What to produce: Copy every record exactly, and keep the pictures out.

Data provided:

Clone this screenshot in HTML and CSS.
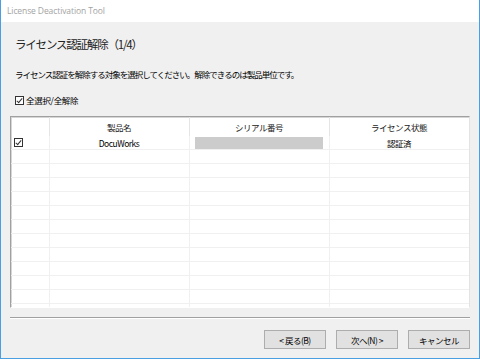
FILE: index.html
```html
<!DOCTYPE html>
<html lang="ja">
<head>
    <meta charset="UTF-8">
    <meta name="viewport" content="width=device-width, initial-scale=1.0">
    <title>License Deactivation Tool</title>
<link rel="stylesheet" href="styles.css">
</head>
<body>
    <div class="window">
        <div class="titlebar">License Deactivation Tool</div>
        <div class="content">
            <h1 class="heading">ライセンス認証解除（1/4）</h1>
            <p class="desc">ライセンス認証を解除する対象を選択してください。解除できるのは製品単位です。</p>
            <label class="check-all"><span class="checkbox checked"></span>全選択/全解除</label>

            <div class="list">
                <table class="grid">
                    <colgroup>
                        <col class="c-check">
                        <col class="c-name">
                        <col class="c-serial">
                        <col class="c-status">
                    </colgroup>
                    <thead>
                        <tr>
                            <th></th>
                            <th>製品名</th>
                            <th>シリアル番号</th>
                            <th>ライセンス状態</th>
                        </tr>
                    </thead>
                    <tbody id="rows">
                        <tr>
                            <td class="cell-check"><span class="checkbox checked"></span></td>
                            <td>DocuWorks</td>
                            <td><span class="serial-mask"></span></td>
                            <td>認証済</td>
                        </tr>
                    </tbody>
                </table>
            </div>

            <div class="separator"></div>

            <div class="actions">
                <button class="btn">&lt; 戻る(B)</button>
                <button class="btn">次へ(N) &gt;</button>
                <button class="btn">キャンセル</button>
            </div>
        </div>
    </div>
    <script>
        // pad the list with blank rows like the native list view
        const rows = document.getElementById("rows");
        for (let i = 0; i < 12; i++) {
            const tr = document.createElement("tr");
            tr.innerHTML = "<td></td><td></td><td></td><td></td>";
            rows.appendChild(tr);
        }
    </script>
</body>
</html>
```

FILE: styles.css
```css
body {
  margin: 0;
  background: #f0f0f0;
  font-family: "Noto Sans CJK JP", "Noto Sans", sans-serif;
  color: #000;
}

.window {
  width: 480px;
  height: 359px;
  box-sizing: border-box;
  border: 1px solid #4a9fe2;
  border-top: none;
  background: #f0f0f0;
  display: flex;
  flex-direction: column;
  overflow: hidden;
}

.titlebar {
  height: 22px;
  background: #fff;
  color: #a3a3a3;
  font-family: "Open Sans", "Noto Sans", sans-serif;
  font-size: 8.5px;
  line-height: 22px;
  padding-left: 6px;
  letter-spacing: -0.1px;
}

.content {
  flex: 1;
  display: flex;
  flex-direction: column;
  padding: 0 9px;
}

.heading {
  font-size: 11.5px;
  font-weight: normal;
  margin: 14px 0 0 5px;
  line-height: 16px;
  letter-spacing: -1.2px;
  color: #222;
}

.desc {
  font-size: 8.5px;
  line-height: 12px;
  margin: 16px 0 0 5px;
  letter-spacing: -1px;
}

.check-all {
  display: flex;
  align-items: center;
  gap: 2px;
  font-size: 8.5px;
  line-height: 12px;
  margin: 14px 0 0 5px;
  letter-spacing: -0.3px;
}

.checkbox {
  display: inline-block;
  width: 9px;
  height: 9px;
  box-sizing: border-box;
  border: 1px solid #333;
  background: #fff;
  position: relative;
}

.checkbox.checked::after {
  content: "";
  position: absolute;
  left: 2px;
  top: 0px;
  width: 2px;
  height: 5px;
  border: solid #333;
  border-width: 0 1px 1px 0;
  transform: rotate(40deg);
}

.list {
  margin-top: 10px;
  height: 192px;
  box-sizing: border-box;
  border-top: 1px solid #a0a0a0;
  border-left: 1px solid #a0a0a0;
  border-right: 1px solid #e3e3e3;
  border-bottom: 1px solid #ffffff;
  box-shadow: inset 1px 1px 0 #d6d6d6;
  background: #fff;
  overflow: hidden;
}

.grid {
  border-collapse: collapse;
  table-layout: fixed;
  width: 458px;
  font-size: 8.5px;
  line-height: 12px;
  letter-spacing: -0.5px;
}

.c-check { width: 38px; }
.c-name { width: 140px; }
.c-serial { width: 140px; }
.c-status { width: 140px; }

.grid th {
  height: 19px;
  padding: 0;
  font-weight: normal;
  text-align: center;
  border-right: 1px solid #e5e5e5;
  color: #222;
}

.grid td {
  height: 13px;
  padding: 0;
  text-align: center;
  border-right: 1px solid #f0f0f0;
  border-bottom: 1px solid #f0f0f0;
}

.cell-check {
  text-align: left !important;
}

.cell-check .checkbox {
  display: block;
  margin-left: 3px;
}

.serial-mask {
  display: block;
  margin: 0 6px 0 5px;
  height: 12px;
  background: #cccccc;
}

.separator {
  margin-top: 9px;
  height: 1px;
  background: #a0a0a0;
  border-bottom: 1px solid #fff;
}

.actions {
  display: flex;
  justify-content: flex-end;
  gap: 10px;
  margin-top: 11px;
}

.btn {
  width: 62px;
  height: 19px;
  padding: 0;
  border: 1px solid #adadad;
  background: #e1e1e1;
  font-family: "Noto Sans CJK JP", sans-serif;
  font-size: 8.5px;
  letter-spacing: -0.5px;
  color: #000;
}
```
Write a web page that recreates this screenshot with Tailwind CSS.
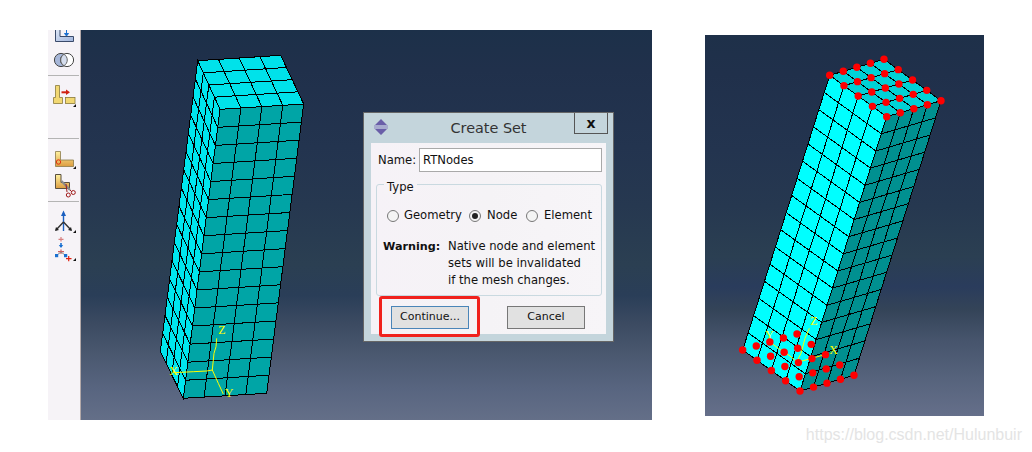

Answer to the task:
Clone this screenshot in HTML and CSS.
FILE: index.html
```html
<!DOCTYPE html>
<html lang="ja">
<head>
    <meta charset="UTF-8">
    <meta name="viewport" content="width=device-width, initial-scale=1.0">
    <title>License Deactivation Tool</title>
<link rel="stylesheet" href="styles.css">
</head>
<body>
    <div class="window">
        <div class="titlebar">License Deactivation Tool</div>
        <div class="content">
            <h1 class="heading">ライセンス認証解除（1/4）</h1>
            <p class="desc">ライセンス認証を解除する対象を選択してください。解除できるのは製品単位です。</p>
            <label class="check-all"><span class="checkbox checked"></span>全選択/全解除</label>

            <div class="list">
                <table class="grid">
                    <colgroup>
                        <col class="c-check">
                        <col class="c-name">
                        <col class="c-serial">
                        <col class="c-status">
                    </colgroup>
                    <thead>
                        <tr>
                            <th></th>
                            <th>製品名</th>
                            <th>シリアル番号</th>
                            <th>ライセンス状態</th>
                        </tr>
                    </thead>
                    <tbody id="rows">
                        <tr>
                            <td class="cell-check"><span class="checkbox checked"></span></td>
                            <td>DocuWorks</td>
                            <td><span class="serial-mask"></span></td>
                            <td>認証済</td>
                        </tr>
                    </tbody>
                </table>
            </div>

            <div class="separator"></div>

            <div class="actions">
                <button class="btn">&lt; 戻る(B)</button>
                <button class="btn">次へ(N) &gt;</button>
                <button class="btn">キャンセル</button>
            </div>
        </div>
    </div>
    <script>
        // pad the list with blank rows like the native list view
        const rows = document.getElementById("rows");
        for (let i = 0; i < 12; i++) {
            const tr = document.createElement("tr");
            tr.innerHTML = "<td></td><td></td><td></td><td></td>";
            rows.appendChild(tr);
        }
    </script>
</body>
</html>
```

FILE: styles.css
```css
body {
  margin: 0;
  background: #f0f0f0;
  font-family: "Noto Sans CJK JP", "Noto Sans", sans-serif;
  color: #000;
}

.window {
  width: 480px;
  height: 359px;
  box-sizing: border-box;
  border: 1px solid #4a9fe2;
  border-top: none;
  background: #f0f0f0;
  display: flex;
  flex-direction: column;
  overflow: hidden;
}

.titlebar {
  height: 22px;
  background: #fff;
  color: #a3a3a3;
  font-family: "Open Sans", "Noto Sans", sans-serif;
  font-size: 8.5px;
  line-height: 22px;
  padding-left: 6px;
  letter-spacing: -0.1px;
}

.content {
  flex: 1;
  display: flex;
  flex-direction: column;
  padding: 0 9px;
}

.heading {
  font-size: 11.5px;
  font-weight: normal;
  margin: 14px 0 0 5px;
  line-height: 16px;
  letter-spacing: -1.2px;
  color: #222;
}

.desc {
  font-size: 8.5px;
  line-height: 12px;
  margin: 16px 0 0 5px;
  letter-spacing: -1px;
}

.check-all {
  display: flex;
  align-items: center;
  gap: 2px;
  font-size: 8.5px;
  line-height: 12px;
  margin: 14px 0 0 5px;
  letter-spacing: -0.3px;
}

.checkbox {
  display: inline-block;
  width: 9px;
  height: 9px;
  box-sizing: border-box;
  border: 1px solid #333;
  background: #fff;
  position: relative;
}

.checkbox.checked::after {
  content: "";
  position: absolute;
  left: 2px;
  top: 0px;
  width: 2px;
  height: 5px;
  border: solid #333;
  border-width: 0 1px 1px 0;
  transform: rotate(40deg);
}

.list {
  margin-top: 10px;
  height: 192px;
  box-sizing: border-box;
  border-top: 1px solid #a0a0a0;
  border-left: 1px solid #a0a0a0;
  border-right: 1px solid #e3e3e3;
  border-bottom: 1px solid #ffffff;
  box-shadow: inset 1px 1px 0 #d6d6d6;
  background: #fff;
  overflow: hidden;
}

.grid {
  border-collapse: collapse;
  table-layout: fixed;
  width: 458px;
  font-size: 8.5px;
  line-height: 12px;
  letter-spacing: -0.5px;
}

.c-check { width: 38px; }
.c-name { width: 140px; }
.c-serial { width: 140px; }
.c-status { width: 140px; }

.grid th {
  height: 19px;
  padding: 0;
  font-weight: normal;
  text-align: center;
  border-right: 1px solid #e5e5e5;
  color: #222;
}

.grid td {
  height: 13px;
  padding: 0;
  text-align: center;
  border-right: 1px solid #f0f0f0;
  border-bottom: 1px solid #f0f0f0;
}

.cell-check {
  text-align: left !important;
}

.cell-check .checkbox {
  display: block;
  margin-left: 3px;
}

.serial-mask {
  display: block;
  margin: 0 6px 0 5px;
  height: 12px;
  background: #cccccc;
}

.separator {
  margin-top: 9px;
  height: 1px;
  background: #a0a0a0;
  border-bottom: 1px solid #fff;
}

.actions {
  display: flex;
  justify-content: flex-end;
  gap: 10px;
  margin-top: 11px;
}

.btn {
  width: 62px;
  height: 19px;
  padding: 0;
  border: 1px solid #adadad;
  background: #e1e1e1;
  font-family: "Noto Sans CJK JP", sans-serif;
  font-size: 8.5px;
  letter-spacing: -0.5px;
  color: #000;
}
```
Write a web page that recreates this screenshot with Tailwind CSS.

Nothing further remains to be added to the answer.